# SUPPLIED INFORMATION
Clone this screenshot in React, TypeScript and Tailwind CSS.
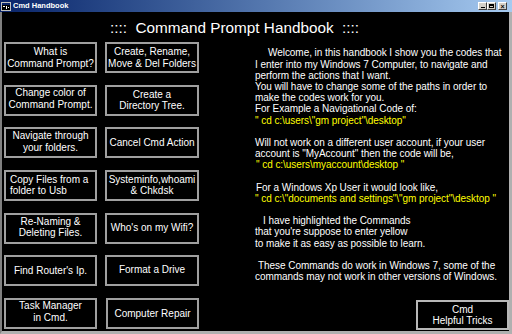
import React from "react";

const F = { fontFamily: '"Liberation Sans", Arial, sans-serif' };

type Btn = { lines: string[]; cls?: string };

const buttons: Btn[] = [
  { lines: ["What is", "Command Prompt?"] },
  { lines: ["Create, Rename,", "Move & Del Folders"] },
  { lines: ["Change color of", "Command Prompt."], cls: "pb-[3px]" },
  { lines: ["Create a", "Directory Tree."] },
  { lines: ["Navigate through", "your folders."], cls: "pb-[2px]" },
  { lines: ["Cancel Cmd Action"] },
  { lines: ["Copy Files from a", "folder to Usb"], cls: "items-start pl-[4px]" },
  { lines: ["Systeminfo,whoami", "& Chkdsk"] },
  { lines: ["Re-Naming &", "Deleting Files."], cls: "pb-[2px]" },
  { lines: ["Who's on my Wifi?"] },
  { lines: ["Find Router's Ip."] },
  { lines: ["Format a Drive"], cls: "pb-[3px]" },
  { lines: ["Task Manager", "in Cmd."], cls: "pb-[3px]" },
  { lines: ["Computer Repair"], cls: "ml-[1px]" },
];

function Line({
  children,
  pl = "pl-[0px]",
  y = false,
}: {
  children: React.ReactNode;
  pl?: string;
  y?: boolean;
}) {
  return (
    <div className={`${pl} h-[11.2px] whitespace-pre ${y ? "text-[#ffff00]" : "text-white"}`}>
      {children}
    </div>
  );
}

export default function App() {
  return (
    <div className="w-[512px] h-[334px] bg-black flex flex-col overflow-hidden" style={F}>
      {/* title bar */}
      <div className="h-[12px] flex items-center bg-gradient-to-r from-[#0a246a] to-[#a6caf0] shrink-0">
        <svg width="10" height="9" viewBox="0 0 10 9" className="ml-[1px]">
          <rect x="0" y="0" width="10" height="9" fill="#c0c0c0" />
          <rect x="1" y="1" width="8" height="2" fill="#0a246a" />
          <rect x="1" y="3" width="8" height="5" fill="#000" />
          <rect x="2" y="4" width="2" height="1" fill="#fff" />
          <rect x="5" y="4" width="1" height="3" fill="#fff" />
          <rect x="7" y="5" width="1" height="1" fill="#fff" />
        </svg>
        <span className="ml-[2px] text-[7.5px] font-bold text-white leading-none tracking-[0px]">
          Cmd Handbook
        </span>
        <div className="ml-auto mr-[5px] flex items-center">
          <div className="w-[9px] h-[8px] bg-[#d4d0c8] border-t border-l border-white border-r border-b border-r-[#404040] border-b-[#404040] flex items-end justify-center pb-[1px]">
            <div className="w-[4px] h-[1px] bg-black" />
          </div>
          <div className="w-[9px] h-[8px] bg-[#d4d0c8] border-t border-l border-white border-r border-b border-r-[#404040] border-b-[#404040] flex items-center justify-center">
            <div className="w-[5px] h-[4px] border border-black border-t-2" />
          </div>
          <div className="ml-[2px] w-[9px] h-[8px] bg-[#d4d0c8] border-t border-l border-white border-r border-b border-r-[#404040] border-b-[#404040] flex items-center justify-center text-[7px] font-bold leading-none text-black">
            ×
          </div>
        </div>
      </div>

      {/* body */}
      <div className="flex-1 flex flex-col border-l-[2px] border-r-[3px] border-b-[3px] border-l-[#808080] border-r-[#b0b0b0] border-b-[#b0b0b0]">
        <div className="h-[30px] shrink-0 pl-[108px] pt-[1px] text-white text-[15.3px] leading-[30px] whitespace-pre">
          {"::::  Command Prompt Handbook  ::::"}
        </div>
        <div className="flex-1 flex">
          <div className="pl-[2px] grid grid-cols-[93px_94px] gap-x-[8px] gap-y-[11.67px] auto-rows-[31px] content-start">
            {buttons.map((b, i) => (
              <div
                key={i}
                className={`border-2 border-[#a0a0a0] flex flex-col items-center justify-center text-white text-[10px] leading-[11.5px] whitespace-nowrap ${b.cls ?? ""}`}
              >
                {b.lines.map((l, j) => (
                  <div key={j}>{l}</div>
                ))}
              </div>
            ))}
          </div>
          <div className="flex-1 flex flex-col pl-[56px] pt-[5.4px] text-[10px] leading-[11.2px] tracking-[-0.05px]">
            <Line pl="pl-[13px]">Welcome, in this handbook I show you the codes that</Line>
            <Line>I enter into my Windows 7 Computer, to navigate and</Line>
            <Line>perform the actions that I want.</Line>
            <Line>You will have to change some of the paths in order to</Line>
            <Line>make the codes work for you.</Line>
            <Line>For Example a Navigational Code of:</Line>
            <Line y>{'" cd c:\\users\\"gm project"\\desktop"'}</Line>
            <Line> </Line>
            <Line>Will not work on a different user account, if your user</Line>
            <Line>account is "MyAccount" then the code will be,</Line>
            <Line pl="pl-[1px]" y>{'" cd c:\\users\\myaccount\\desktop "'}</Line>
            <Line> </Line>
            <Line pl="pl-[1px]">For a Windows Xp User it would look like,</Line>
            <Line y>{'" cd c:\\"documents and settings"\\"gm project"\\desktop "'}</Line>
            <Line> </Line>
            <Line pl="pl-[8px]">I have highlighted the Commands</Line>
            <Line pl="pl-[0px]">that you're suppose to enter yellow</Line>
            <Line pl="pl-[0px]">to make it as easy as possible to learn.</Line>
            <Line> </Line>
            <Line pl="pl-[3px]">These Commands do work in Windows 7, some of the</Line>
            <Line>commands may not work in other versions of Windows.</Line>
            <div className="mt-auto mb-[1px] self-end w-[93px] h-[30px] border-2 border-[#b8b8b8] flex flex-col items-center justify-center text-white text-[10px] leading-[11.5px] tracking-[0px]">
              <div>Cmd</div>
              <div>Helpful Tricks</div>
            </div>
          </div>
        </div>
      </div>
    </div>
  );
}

# SHORT TASK
From the first line above down to the line with "string[]; cls?: string", reproduce every line and no others, omitting pictures.

# EXERCISE RESULT
Clone this screenshot in React, TypeScript and Tailwind CSS.
import React from "react";

const F = { fontFamily: '"Liberation Sans", Arial, sans-serif' };

type Btn = { lines: string[]; cls?: string };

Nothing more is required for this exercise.